Roman Catholic priest

Francis A. Missia (January 26, 1884 – May 21, 1955) was a Roman Catholic priest of the Archdiocese of Saint Paul. Born in Mota, Ljutomer, Austria (present-day Slovenia), he emigrated to the United States in 1903 and played an important role in liturgical music as one of the most prominent Catholic choirmasters in the Midwest and Northwest United States during the 20th century.

== Early life ==

Missia was born in Slovenia on January 26, 1884, in Mota, in what was at the time the Austro-Hungarian Empire, and baptized Franz Missia. At the prompting of his uncle, Monsignor Jakob Missia, he studied at the Jesuits' Kalksburg College on the outskirts of Vienna. His education focused on classical and musical studies.

Elevated to the see of Gorizia in 1897, Archbishop Jakob Missia encountered Archbishop John Ireland of the Diocese of Saint Paul. With this connection, Francis Missia went to the United States in August 1903 to attend the Saint Paul Seminary, knowing no English at the time. He showed great musical talent, and in his diaconate year of 1907 he was placed in charge of the choir at the seminary.

== Priesthood ==

Fr. Missia was ordained to the priesthood on June 11, 1908. For the next 48 years until his death, he was a professor and the director of sacred music at the Saint Paul Seminary. Within two years, he directed the choir for the consecration of six bishops on May 19, 1910, at the seminary.

When Archbishop John Gregory Murray established a Sacred Music Commission in 1932, he placed Father Missia in charge. Missia later established the Saint Paul Catholic Choral Society and the Guild of Catholic Choirmasters and Organists.

He edited a hymnal for the Ninth National Eucharistic Congress in Saint Paul in 1941. He directed several choirs for the Masses of the congress held at the Minnesota State Fairgrounds. The children's choir consisted of 20,000 Catholic schoolchildren and the adult choir was over 1,000 voices from both of the Twin Cities.

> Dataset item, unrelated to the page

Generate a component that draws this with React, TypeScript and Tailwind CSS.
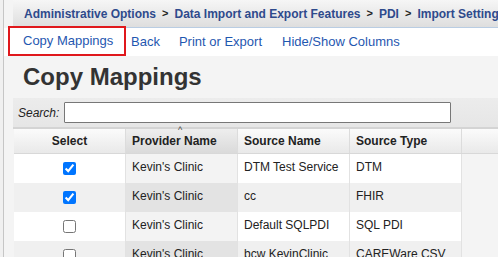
import React from "react";

const rows = [
  { checked: true, provider: "Kevin's Clinic", source: "DTM Test Service", type: "DTM" },
  { checked: true, provider: "Kevin's Clinic", source: "cc", type: "FHIR" },
  { checked: false, provider: "Kevin's Clinic", source: "Default SQLPDI", type: "SQL PDI" },
  { checked: false, provider: "Kevin's Clinic", source: "bcw KevinClinic", type: "CAREWare CSV" },
];

export default function App() {
  return (
    <div
      className="w-[498px] h-[257px] overflow-hidden bg-[#f4f4f4] flex"
      style={{ fontFamily: '"Liberation Sans", Arial, sans-serif' }}
    >
      <div className="w-[3px] shrink-0 bg-[#f0f0f0]" />
      <div className="w-[1px] shrink-0 bg-[#c6c6c6]" />
      <div className="flex-1 flex flex-col min-w-0">
        {/* breadcrumb */}
        <div className="ml-[9px] h-[28px] shrink-0 flex items-center gap-[6px] pl-[11px] whitespace-nowrap overflow-hidden text-[12px] font-bold text-[#2e4a8c] bg-gradient-to-b from-[#f6f6f6] to-[#dedede] border-b border-[#b9cde3]">
          <span>Administrative Options</span>
          <span className="text-[#222] text-[11px]">&gt;</span>
          <span>Data Import and Export Features</span>
          <span className="text-[#222] text-[11px]">&gt;</span>
          <span>PDI</span>
          <span className="text-[#222] text-[11px]">&gt;</span>
          <span>Import Settings</span>
        </div>
        {/* nav row */}
        <div className="h-[28px] shrink-0 bg-white flex items-center whitespace-nowrap text-[13px] text-[#1f57b0]">
          <div className="ml-[4px] h-[30px] -mt-[2px] w-[118px] border-2 border-[#e0181c] flex items-center pl-[13px]">
            Copy Mappings
          </div>
          <span className="ml-[5px]">Back</span>
          <span className="ml-[19px]">Print or Export</span>
          <span className="ml-[20px]">Hide/Show Columns</span>
        </div>
        {/* title */}
        <div className="h-[42px] shrink-0 pl-[19px] pt-[7px] text-[24px] font-bold text-[#333] leading-[28px]">
          Copy Mappings
        </div>
        {/* search */}
        <div className="ml-[9px] h-[31px] shrink-0 flex items-center bg-gradient-to-b from-[#ececec] to-[#e6e6e6] border-b-2 border-[#d4d4d4]">
          <span className="pl-[5px] text-[12px] italic text-[#222]">Search:</span>
          <div className="ml-[5px] w-[387px] h-[21px] bg-white border border-[#777] rounded-[1px]" />
        </div>
        {/* table */}
        <div className="ml-[10px] flex flex-col text-[12px] text-[#222]">
          <div className="h-[25px] flex font-bold bg-gradient-to-b from-[#fbfbfb] to-[#e9e9e9] border-b border-[#d8d8d8]">
            <div className="w-[112px] flex items-center justify-center border-r border-[#dcdcdc]">Select</div>
            <div className="w-[112px] relative flex items-center pl-[6px] bg-gradient-to-b from-[#eeeeee] to-[#dadada] border-r border-[#dcdcdc]">
              Provider Name
              <span className="absolute left-[52px] top-[-5px] text-[9px] font-normal text-[#444]">^</span>
            </div>
            <div className="w-[112px] flex items-center pl-[6px] border-r border-[#dcdcdc]">Source Name</div>
            <div className="w-[112px] flex items-center pl-[6px] border-r border-[#dcdcdc]">Source Type</div>
            <div className="flex-1" />
          </div>
          {rows.map((r, i) => (
            <div key={i} className="h-[29px] flex shrink-0">
              <div className={`w-[112px] flex items-center justify-center border-r border-[#e2e2e2] ${i % 2 ? "bg-[#f0f0f0]" : "bg-white"}`}>
                <input type="checkbox" defaultChecked={r.checked} className="w-[13px] h-[13px] m-0" />
              </div>
              <div className={`w-[112px] pl-[6px] pt-[4px] border-r border-[#e2e2e2] whitespace-nowrap ${i % 2 ? "bg-[#e3e3e3]" : "bg-[#f3f3f3]"}`}>
                {r.provider}
              </div>
              <div className={`w-[112px] pl-[6px] pt-[4px] border-r border-[#e2e2e2] whitespace-nowrap ${i % 2 ? "bg-[#f0f0f0]" : "bg-white"}`}>
                {r.source}
              </div>
              <div className={`w-[112px] pl-[6px] pt-[4px] border-r border-[#e2e2e2] whitespace-nowrap ${i % 2 ? "bg-[#f0f0f0]" : "bg-white"}`}>
                {r.type}
              </div>
              <div className="flex-1" />
            </div>
          ))}
        </div>
      </div>
    </div>
  );
}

Missia directed number recordings of the Saint Paul Seminary choir released through Kay Bank Studios.

== Death and legacy ==

Missia died on May 21, 1955, near Hudson, Wisconsin, after the car he was in collided with the rear of a truck. He was returning from his cabin. Bishop John Gregory Murray celebrated the Requiem Mass, and Bishop Francis Schenk of Crookston preached the sermon. He is buried at Resurrection Cemetery in Mendota Heights.

To this day, a piece he arranged, Tu Es Sacerdos in Aeternum (composed by Vojtěch Říhovský), is still used at ordinations for the diocese.